7.             Notice of Meetings.  Whenever stockholders are required or permitted to take any action at a meeting, a written notice of the meeting of the stockholders shall be given which shall state the place, if any, date and time thereof, the means of remote communications, if any, by which stockholders and proxy holders may be deemed to be present in person and vote at such meeting, the record date for determining the stockholders entitled to vote at the meeting (if such date is different from the record date for stockholders entitled to notice of the meeting) and, in the case of a special meeting, the purpose or purposes for which the meeting is called.  Unless otherwise provided by law, the Certificate of Incorporation or these Bylaws, the written notice of any meeting shall be given not less than ten (10), nor more than sixty (60), calendar days before the date of the meeting to each stockholder of record entitled to vote at such meeting as of the record date for determining the stockholders entitled to notice of the meeting.  When a meeting is adjourned to another place, date or time, notice need not be given of the adjourned meeting if the place, if any, date and time thereof, and the means of remote communications, if any, by which stockholders and proxy holders may be deemed to be present in person and vote at such adjourned meeting, are announced at the meeting at which the adjournment is taken; provided, however, that if the adjournment is for more than thirty (30) calendar days, a notice of the adjourned meeting shall be given to each stockholder of record entitled to vote at the meeting.  If after the adjournment a new record date for determination of stockholders entitled to vote is fixed for the adjourned meeting, the Board shall fix as the record date for determining stockholders entitled to notice of such adjourned meeting the same or an earlier date as that fixed for determination of stockholders entitled to vote at the adjourned meeting, and shall give notice of the adjourned meeting to each stockholder of record as of the record date so fixed for notice of such adjourned meeting.  At any adjourned meeting, any business may be transacted which properly could have been transacted at the original meeting.

 

8.             Inspectors of Election.  The Company may, and shall if required by law, in advance of any meeting of stockholders, appoint one or more inspectors of election, who may be employees of the Company, to act at the meeting or any adjournment thereof and to make a written report thereof.  The Company may designate one or more persons as alternate inspectors to replace any inspector who fails to act.  In the event that no inspector so appointed or designated is able to act at a meeting of stockholders, the person presiding at the meeting shall

 

2



 

appoint one or more inspectors to act at the meeting.  Each inspector, before entering upon the discharge of his or her duties, shall take and sign an oath to execute faithfully the duties of inspector with strict impartiality and according to the best of his or her ability.  The inspector or inspectors so appointed or designated shall (i) ascertain the number of shares of capital stock of the Company outstanding and the voting power of each such share, (ii) determine the shares of capital stock of the Company represented at the meeting and the validity of proxies and ballots, (iii) count all votes and ballots, (iv) determine and retain for a reasonable period a record of the disposition of any challenges made to any determination by the inspectors, and (v) certify their determination of the number of shares of capital stock of the Company represented at the meeting and such inspectors’ count of all votes and ballots.
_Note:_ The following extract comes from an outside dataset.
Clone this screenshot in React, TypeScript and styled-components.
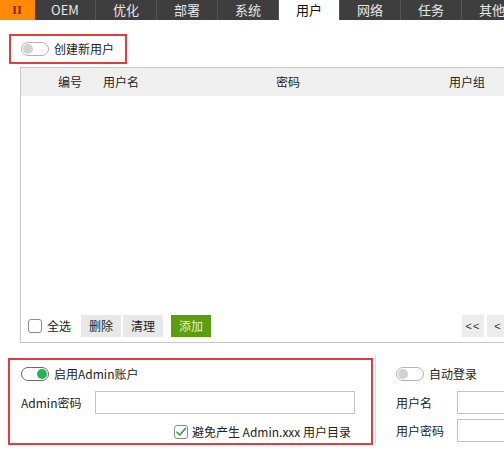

Such certification and report shall specify such other information as may be required by law.  In determining the validity and counting of proxies and ballots cast at any meeting of stockholders of the Company, the inspectors may consider such information as is permitted by applicable law.  No person who is a candidate for an office at an election may serve as an inspector at such election.  Each report of an inspector shall be in writing and signed by the inspector or by a majority of them if there is more than one inspector acting at such meeting.  If there is more than one inspector, the report of a majority shall be the report of the inspectors.

 

9.             Quorum.  Except as otherwise provided by law, the Certificate of Incorporation, or these Bylaws, the holders of a majority in voting power of the stock issued and outstanding and entitled to vote thereat, present in person or represented by proxy, will constitute a quorum at all meetings of the stockholders for the transaction of business thereat.  If, however, such quorum is not present or represented at any meeting of the stockholders, the stockholders entitled to vote thereat, present in person or represented by proxy, may, by a majority in voting power thereof, adjourn the meeting from time to time in the manner provided in Bylaw 7 until a quorum is present or represented.

 

10.          Voting; Proxies.  Except as otherwise provided by law, by the Certificate of Incorporation, or in a Preferred Stock Designation, each stockholder entitled to vote at any meeting of stockholders shall be entitled to one vote for each share of stock held by such stockholder which has voting power upon the matter in question.  Each stockholder entitled to vote at a meeting of stockholders may authorize another person or persons to act for such stockholder by proxy, but no such proxy shall be voted or acted upon after three (3) years from its date, unless the proxy provides for a longer period.  Every proxy must be authorized in a manner permitted by Section 212 of the General Corporation Law of the State of Delaware (“DGCL”) or any successor provision.  A proxy shall be irrevocable if it states that it is irrevocable and if, and only as long as, it is coupled with an interest sufficient in law to support an irrevocable power.  A stockholder may revoke any proxy that is not irrevocable by attending the meeting and voting in person or by delivering to the Secretary of the Company a revocation of the proxy or a new later dated proxy.  Voting at meetings of stockholders need not be by written ballot.  At all meetings of stockholders for the election of Directors at which a quorum is present a plurality of the votes cast shall be sufficient to elect.  All other elections and questions presented to the stockholders at a meeting at which a quorum is present shall, unless otherwise provided by the Certificate of Incorporation, these Bylaws, the rules or regulations of any stock exchange applicable to the Company, or applicable law or pursuant to any regulation applicable to the Company or its securities, be decided by the affirmative vote of the holders of a majority

 

3



 

in voting power of the shares of stock of the Company which are present in person or represented by proxy at the meeting and entitled to vote thereon.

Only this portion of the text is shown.